Practice shows that such “evident” conclusions are wrong, worse of it –
following these conclusions leads to even more severe performance problems
or makes fixing real performance problems in future near to
impossible due to ugly design decisions made for “pre-optimized performance”
objective. Real performance problems are far disconnected from predicted
ones in practice. And “practice”, or “observations”, or experiment is a
mandatory part of science. It’s more “scientific”
and real then any “self-evidence” coming from our speculations.
Actually, do you observe that majority of developers are more proud by
micro-tricks they applied during application development rather then by
complete application created (macro-level thing)? It is some psychical
phenomena – we (developers) have illusion of full control when think that
we understand low-level things. And totally forgetting about upper level
or problem at large:
- Empty String in JVM occupies 40 bytes in memory? Wow, that’s cool to know!
This really helps me. This is more relevant for performance then
understanding how generative garbage collector in modern JVM works.
I’d rather cache all strings! 40 bytes! Never imaging!
- Sun JVM has undocumented class Unsafe that let me alter class of
object at run-time? Amazing! Even better! Now I fix all my class-cast errors!
It’s more important then understanding how JVM class-loading really works.
B’cause it always sucks. It’s better to unpack all library jars and
place the together within single JAR, believe me. Or to place them to
jre/lib/ext on server.
- java.util.List.sublist provides an updatable view fro range of elements?
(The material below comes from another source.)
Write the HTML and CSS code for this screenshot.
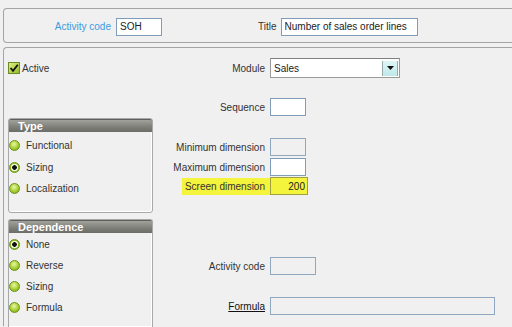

I do not understand this; there is no value in such feature.
Anyway, I optimized away all collection classes from my application
and replaced them with arrays. I have many tests, and both of them shows
that arrays perform far better; I get a huge performance gain in approximately
3-4%, worth to mention saving 100 bytes of memory.
I’d like to tell you several stories that… Ok, conclusion is up to you.
The Expensive Compiler Story
Noticeably, we try to find the lowest possible bit of code and then decide
in advance that namely this is a root of all evils. String class in Java is
an excellent target.
String concatenation is evil! Sure so! This is evident! Let us
optimize concatenations and our program will fly (in terms of speed) and
has a weight of fly (in terms of memory)!
In-memory Webster Dictionary
XML is a reality we have. It’s hard to say whether it is a standard,
or a set of related standards or technology. Anyway, it is here
and we use/abuse it and blame it periodically. So we need tools.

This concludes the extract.